Наиболее удачные из них связаны с умением автора построить динамичный, лихо закрученный сюжет. В числе тех, кто считается «крепкими сюжетниками», выделяются Виктор Ночкин (роман «Меняла»), Алексей Пехов (сиальская трилогия, роман «Под знаком Мантикоры»), Александр Золотько (роман «Игры богов»), Илья Новак (роман «Клинки сверкают ярко»), Лора Андронова (сборник «По велению Грома») и, может быть, Юлия Остапенко (роман «Игры рядом»).

При этом Ночкин на голову возвышается над всеми остальными. Он и стилист лучший среди всех перечисленных фэнтезистов и умеет к тому же в добротную приключенческую вещь вложить серьезный философский слой. В данном случае проблему бытовой этической глухоты, ставшей столь обычным явлением для мегаполисной жизни наших дней.

А Пехов выигрывает у прочих как минимум по части здравомыслия: он, видимо, почитал справочники, ознакомился с литературой о фехтовании и тем самым сделал мир «Мантикоры» более ярким, более привлекательным для читателя. Можно было бы многое сказать относительно спорных моментов этики, которую Алексей Пехов предлагает читателям, но по части декораций приключенческого квеста он на голову выше прочих фэнтезистов-сюжетников.

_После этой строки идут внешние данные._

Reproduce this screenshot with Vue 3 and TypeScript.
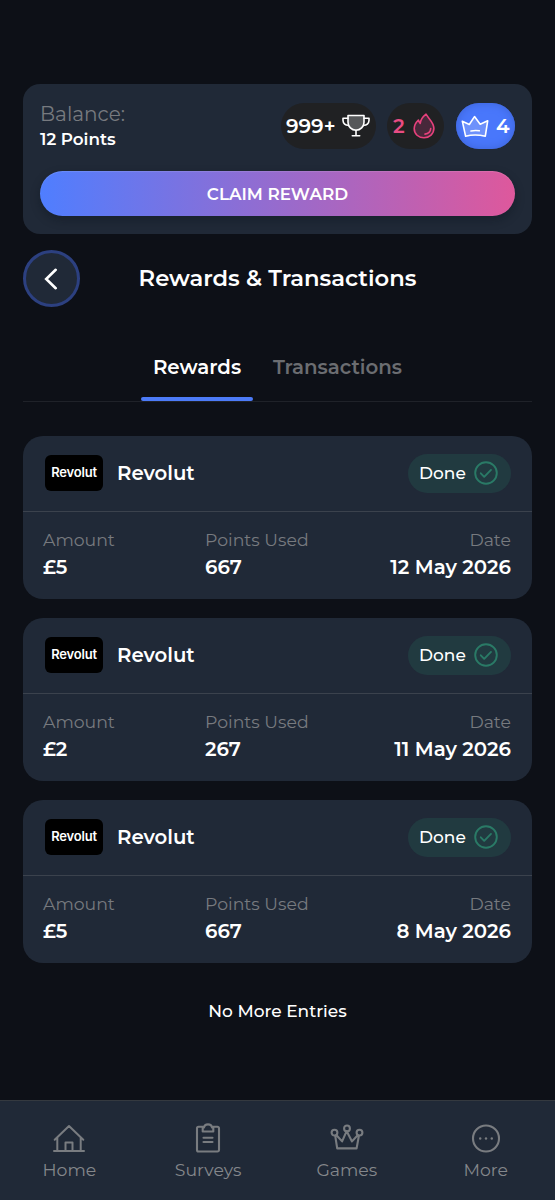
<script setup lang="ts">
interface Reward {
  amount: string
  points: string
  date: string
}

const rewards: Reward[] = [
  { amount: '£5', points: '667', date: '12 May 2026' },
  { amount: '£2', points: '267', date: '11 May 2026' },
  { amount: '£5', points: '667', date: '8 May 2026' },
]
</script>

<template>
  <div class="screen">
    <section class="balance-card">
      <div class="balance-row">
        <div class="balance">
          <div class="balance-label">Balance:</div>
          <div class="balance-value">12 Points</div>
        </div>
        <div class="pills">
          <div class="pill trophy">
            <span>999+</span>
            <svg width="28" height="24" viewBox="0 0 28 24" fill="none" stroke="#fff" stroke-width="1.6" stroke-linecap="round" stroke-linejoin="round">
              <path d="M6 1.5h16v6.7a8 8 0 0 1-16 0z" fill="#56585a" />
              <path d="M6 4.3H1v2.2a5 5 0 0 0 5.4 4.8M22 4.3h5v2.2a5 5 0 0 1-5.4 4.8M14 16.3v5.2M10.3 21.8h7.4" />
            </svg>
          </div>
          <div class="pill fire">
            <span>2</span>
            <svg width="22" height="26" viewBox="0 0 22 26" fill="none" stroke="#e7417c" stroke-width="1.6" stroke-linecap="round" stroke-linejoin="round">
              <path d="M13 1.2C9.6 3.9 7.6 7 7.2 10.4 6.3 9.5 5.7 8.4 5.4 7 2.6 9.7 1.200 12.500 1.200 15.600 1.200 21 5.500 24.800 11 24.800s9.900-3.900 9.900-9.500C20.900 9.500 16.500 6.800 13 1.200z" fill="#47283a" />
              <path d="M17.700 15.500c-.2 3.100-2.300 5.200-5.700 5.600" />
            </svg>
          </div>
          <div class="pill crown">
            <svg width="28" height="23" viewBox="0 0 28 23" fill="none" stroke="#fff" stroke-width="1.6" stroke-linecap="round" stroke-linejoin="round">
              <path d="M1.300 6.200 8.300 9.500 13.500 1.600 19.200 9.200 26.700 5.800 24.300 21.200Q14 18.900 4.600 21.200z" fill="#6e91fb" />
              <path d="M10 16q4-.8 8.300-.2" />
            </svg>
            <span>4</span>
          </div>
        </div>
      </div>
      <button class="claim">CLAIM REWARD</button>
    </section>

    <header class="title-row">
      <button class="back" aria-label="Back">
        <svg width="14" height="22" viewBox="0 0 14 22" fill="none" stroke="#fff" stroke-width="2.600" stroke-linecap="round" stroke-linejoin="miter">
          <path d="M11.700 1.800 2.200 11l9.500 9.200" />
        </svg>
      </button>
      <h1>Rewards &amp; Transactions</h1>
    </header>

    <nav class="tabs">
      <div class="tab active">Rewards</div>
      <div class="tab other">Transactions</div>
    </nav>

    <main class="list">
      <article v-for="(r, i) in rewards" :key="i" class="card">
        <div class="card-head">
          <div class="logo">Revolut</div>
          <div class="name">Revolut</div>
          <div class="done">
            <span>Done</span>
            <svg width="24" height="24" viewBox="0 0 24 24" fill="none" stroke="#2a7a66" stroke-width="1.900" stroke-linecap="round" stroke-linejoin="round">
              <circle cx="12" cy="12" r="10.800" />
              <path d="m6.800 12.300 3.400 3.500 6.800-6.900" />
            </svg>
          </div>
        </div>
        <div class="card-body">
          <div class="field">
            <div class="label">Amount</div>
            <div class="value">{{ r.amount }}</div>
          </div>
          <div class="field">
            <div class="label">Points Used</div>
            <div class="value">{{ r.points }}</div>
          </div>
          <div class="field right">
            <div class="label">Date</div>
            <div class="value">{{ r.date }}</div>
          </div>
        </div>
      </article>
    </main>

    <p class="end">No More Entries</p>

    <footer class="bottom">
      <div class="item">
        <svg width="34" height="30" viewBox="0 0 34 30" fill="none" stroke="#797c80" stroke-width="2" stroke-linecap="round" stroke-linejoin="round">
          <path d="M2 28h30M5.300 28V14.500M28.700 28V14.500M2.700 16.800 17 3l14.300 13.800M13.500 28v-8.500h7V28" />
        </svg>
        <span>Home</span>
      </div>
      <div class="item">
        <svg width="34" height="30" viewBox="0 0 34 30" fill="none" stroke="#797c80" stroke-width="2.1" stroke-linecap="round" stroke-linejoin="round">
          <path d="M11.700 3.800H7.500a1.500 1.500 0 0 0-1.500 1.500v21.700A1.500 1.500 0 0 0 7.500 28.500h19A1.500 1.500 0 0 0 28 27V5.300a1.500 1.500 0 0 0-1.500-1.500h-4.200M11.700 4.500h1.200c.8-4.200 7.400-4.200 8.200 0h1.200v4H11.700zM12.500 14.700h9M12.500 19h9" />
        </svg>
        <span>Surveys</span>
      </div>
      <div class="item">
        <svg width="34" height="30" viewBox="0 0 34 30" fill="none" stroke="#797c80" stroke-width="2.1" stroke-linecap="round" stroke-linejoin="round">
          <path d="M5.300 13.300 7.200 25.400h19.400L28.800 13.300M6.500 12.300l5.600 6.100 4.500-10.300 5.400 10.300 5.700-6.100" />
          <circle cx="4.500" cy="9.600" r="2.900" /><circle cx="17" cy="5.400" r="2.900" /><circle cx="29.500" cy="9.600" r="2.900" />
        </svg>
        <span>Games</span>
      </div>
      <div class="item">
        <svg width="34" height="30" viewBox="0 0 34 30" fill="none" stroke="#797c80" stroke-width="2.1">
          <circle cx="17" cy="15.500" r="13" />
          <g fill="#797c80" stroke="none"><circle cx="11.200" cy="15.500" r="1.200" /><circle cx="17" cy="15.500" r="1.200" /><circle cx="22.800" cy="15.500" r="1.200" /></g>
        </svg>
        <span>More</span>
      </div>
    </footer>
  </div>
</template>

<style>
body {
  background: #0d1017;
}
</style>

<style scoped>
.screen {
  box-sizing: border-box;
  height: 1200px;
  padding-top: 84px;
  display: flex;
  flex-direction: column;
  background: #0d1017;
  color: #fff;
  font-family: Montserrat, Inter, 'Liberation Sans', sans-serif;
  font-weight: 500;
  white-space: nowrap;
  overflow: hidden;
}
button {
  font: inherit;
  color: inherit;
  border: 0;
  padding: 0;
}
.balance-card {
  box-sizing: border-box;
  height: 150px;
  margin: 0 23px;
  padding: 19px 17px 0;
  border-radius: 17px;
  background: #202937;
}
.balance-row {
  display: flex;
  justify-content: space-between;
  height: 46px;
}
.balance-label {
  height: 22px;
  line-height: 23px;
  font-size: 20px;
  font-weight: 400;
  color: #777a7f;
}
.balance-value {
  line-height: 28px;
  font-size: 16.8px;
  font-weight: 600;
}
.pills {
  display: flex;
}
.pill {
  box-sizing: border-box;
  display: flex;
  align-items: center;
  height: 46px;
  border-radius: 23px;
  background: #202123;
  font-size: 20px;
  font-weight: 600;
}
.trophy {
  width: 95px;
  padding-left: 5px;
  gap: 6px;
}
.trophy span {
  width: 50px;
}
.fire {
  width: 57px;
  margin-left: 11px;
  padding-left: 6px;
  gap: 8px;
  color: #e94c83;
}
.fire span {
  width: 12px;
}
.crown {
  width: 59px;
  margin-left: 12px;
  padding-left: 5px;
  gap: 7px;
  background: #4977fb;
  box-shadow: inset 0 0 8px #3c63d5;
}
.claim {
  display: block;
  width: 100%;
  height: 45px;
  margin-top: 22px;
  border-radius: 23px;
  background: linear-gradient(90deg, #4f7eff, #de589c);
  box-shadow: 0 4px 10px rgba(10, 16, 26, 0.35), inset 0 1px 1px rgba(255, 255, 255, 0.12);
  font-size: 16.8px;
  font-weight: 600;
  line-height: 44px;
}
.title-row {
  display: grid;
  grid-template-columns: 57px 1fr 57px;
  align-items: center;
  height: 57px;
  margin: 16px 23px 0;
}
.back {
  box-sizing: border-box;
  display: flex;
  align-items: center;
  justify-content: center;
  width: 57px;
  height: 57px;
  padding-right: 2px;
  border: 3px solid #2c4080;
  border-radius: 50%;
  background: #202937;
}
h1 {
  margin: 0;
  text-align: center;
  font-size: 22.7px;
  line-height: 56px;
  height: 57px;
  font-weight: 600;
}
.tabs {
  box-sizing: border-box;
  display: flex;
  height: 69px;
  margin: 26px 23px 0;
  padding-left: 118px;
  border-bottom: 1px solid #1f2229;
}
.tab {
  box-sizing: border-box;
  height: 68px;
  line-height: 68px;
  font-size: 19.8px;
  font-weight: 600;
  text-align: center;
}
.active {
  display: flex;
  flex-direction: column;
  width: 112px;
}
.active::after {
  content: '';
  height: 4px;
  margin-top: -4px;
  border-radius: 2px;
  background: #4c7bf8;
}
.other {
  width: 169px;
  color: #6b6d71;
}
.list {
  display: flex;
  flex-direction: column;
  gap: 19px;
  margin: 34px 23px 0;
}
.card {
  height: 163px;
  border-radius: 20px;
  background: #202937;
}
.card-head {
  box-sizing: border-box;
  display: flex;
  align-items: center;
  height: 76px;
  padding: 0 21px 1px 22px;
  border-bottom: 1px solid #3b424d;
}
.logo {
  width: 58px;
  height: 36px;
  border-radius: 6px;
  background: #000;
  text-align: center;
  font-family: Inter, sans-serif;
  font-size: 13px;
  line-height: 35px;
  font-weight: 600;
  letter-spacing: -0.2px;
}
.name {
  margin-left: 14px;
  font-size: 19.7px;
  font-weight: 600;
}
.done {
  box-sizing: border-box;
  display: flex;
  align-items: center;
  width: 103px;
  height: 39px;
  margin-left: auto;
  padding-left: 11px;
  border-radius: 20px;
  background: #213a40;
  font-size: 17px;
}
.done span {
  width: 55px;
}
.card-body {
  display: grid;
  grid-template-columns: 162px 160px 1fr;
  padding: 15px 21px 0 20px;
}
.label {
  height: 27px;
  line-height: 26px;
  font-size: 17.3px;
  font-weight: 400;
  color: #777a7f;
}
.value {
  height: 28px;
  line-height: 27px;
  font-size: 19.8px;
  font-weight: 600;
}
.right {
  text-align: right;
}
.end {
  margin: 37px 0 0;
  text-align: center;
  font-size: 17px;
  line-height: 22px;
}
.bottom {
  box-sizing: border-box;
  display: grid;
  grid-template-columns: repeat(4, 138.750px);
  height: 100px;
  margin-top: auto;
  padding-top: 22px;
  border-top: 1px solid #34393f;
  background: #202937;
}
.item {
  display: flex;
  flex-direction: column;
  align-items: center;
  font-size: 17.3px;
  line-height: 33px;
  font-weight: 400;
  color: #84878b;
}
</style>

В новаторски-экспериментальной книге Золотько трудно вычленить конкретное историческое время и географическое пространство. Боги и демоны здесь, так сказать, не имеют «национальности». В них при желании можно угадать представителей и древнегреческого, и индийского, и иудейского, и германо-скандинавского пантеонов. Скорее всего это и входило в первозамысел автора, создавшего гиперпространство гипермифа. Ведь практически в каждой мифологии есть мотивы борьбы, соперничества между богами, сюжеты, связанные с восстанием бога-отступника и изгнанием его в преисподнюю, с последней и решающей битвой, за которой последует либо конец света, либо царство всеобщего счастья и справедливости. То же можно сказать и о воссоздании в «Играх богов» местного колорита. Налицо признаки смешения времен и языков. Здесь и архаика, и эллинизм, и раннее Средневековье.